TUHAN TOLONG HADIR “ HUTAN ADAT DALAM ANCAMAN” PAPUA BUKAN TANAH KOSONG !!!!
Kehidupan suku awyu sangat bergantung pada tanah, hutan Sungai
Rawa, dan hasil kekayaan alam laiinya. Itu semua menjadi mata pencahraian,
Pangan, dan obat-obatan, serta identitas sosial budaya. Hutan adalah rekening
Abadi bagi kami Masyarakat adat
“ hendrikus franky woro “

Perwakilan dari masyarakat adat Awyu (Papua Selatan) dan Moi (Papua Barat Daya) mengenakan pakaian adat, melaksanakan doa dan ritual, serta menampilkan tarian tradisional saat mengunjungi Mahkamah Agung di Jakarta pada tanggal 27 Mei 2024. Mereka memohon kepada MA untuk mencabut izin dua perusahaan kelapa sawit yang mengancam hutan adat mereka, yang luasnya lebih dari setengah provinsi Jakarta.
Bagi masyarakat adat suku Awyu, hutan adalah ‘rekening abadi’. Hutan menyediakan ruang hidup yang memenuhi kebutuhan masyarakat Awyu dari generasi ke generasi. Namun, keberadaan hutan adat suku Awyu terancam oleh izin usaha beberapa perusahaan kelapa sawit di Boven Digoel, Papua Selatan. Masyarakat adat Awyu khawatir bahwa keberadaan perusahaan kelapa sawit akan merusak lingkungan sekitar tempat tinggal mereka. Tidak hanya hutan dan segala isinya yang terancam, tetapi juga rawa-rawa dan sungai alami, yang merupakan sumber air utama bagi kehidupan sehari-hari orang Awyu. Rencana operasi perusahaan kelapa sawit tidak hanya berdampak pada masyarakat adat Awyu, tetapi juga berisiko terhadap komitmen iklim pemerintah Indonesia. Izin lingkungan yang dikeluarkan pemerintah untuk perusahaan-perusahaan sawit di Papua diperkirakan akan memicu deforestasi. Deforestasi dan alih fungsi lahan merupakan salah satu sumber emisi terbesar di Indonesia. Dalam Enhanced Nationally Determined Contribution (ENDC), pemerintah berkomitmen untuk menurunkan emisi gas rumah kaca sebesar 31,89 persen dengan usaha sendiri dan 43,20 persen dengan dukungan internasional pada tahun 2030. Oleh karena itu, masyarakat adat Awyu, dengan dukungan sejumlah organisasi masyarakat sipil, menggugat izin-izin perusahaan sawit yang akan beroperasi di Boven Digoel.

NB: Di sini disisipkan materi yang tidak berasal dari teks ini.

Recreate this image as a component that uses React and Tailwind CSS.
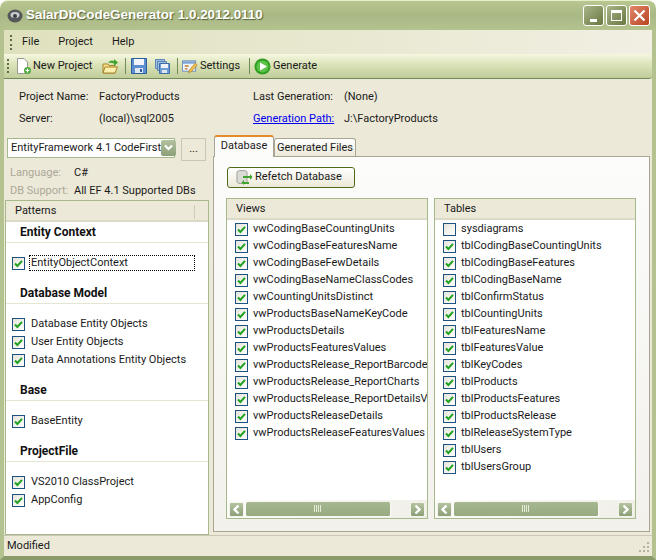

REGULASI AMDAL TERMANIPULASI MASYARAKAT ADAT KORBANNYA
Kepala Dinas Penanaman Modal dan Perizinan Terpadu Satu Pintu Provinsi Papua, Solayen Murib Tabuni, memberikan izin lingkungan kepada PT Indo Asiana Lestari pada tahun 2021. Selain itu, Dinas Penanaman Modal juga telah menerbitkan izin usaha perkebunan (IUP) kepada PT IAL. Solayen menyatakan bahwa ia menandatangani SK perizinan tersebut karena prosesnya telah melalui tahapan yang panjang. Proses ini melibatkan persetujuan bupati setempat, rekomendasi dari Dinas Lingkungan Hidup dan Kehutanan, serta Dinas Perkebunan. “Kami di sini melayani apa pun yang diajukan. Karena semua persyaratan telah dilalui, baru dibawa ke sini,” ujarnya. Namun, proses yang tampak legal ini menyembunyikan fakta adanya penolakan dari masyarakat pemilik ulayat.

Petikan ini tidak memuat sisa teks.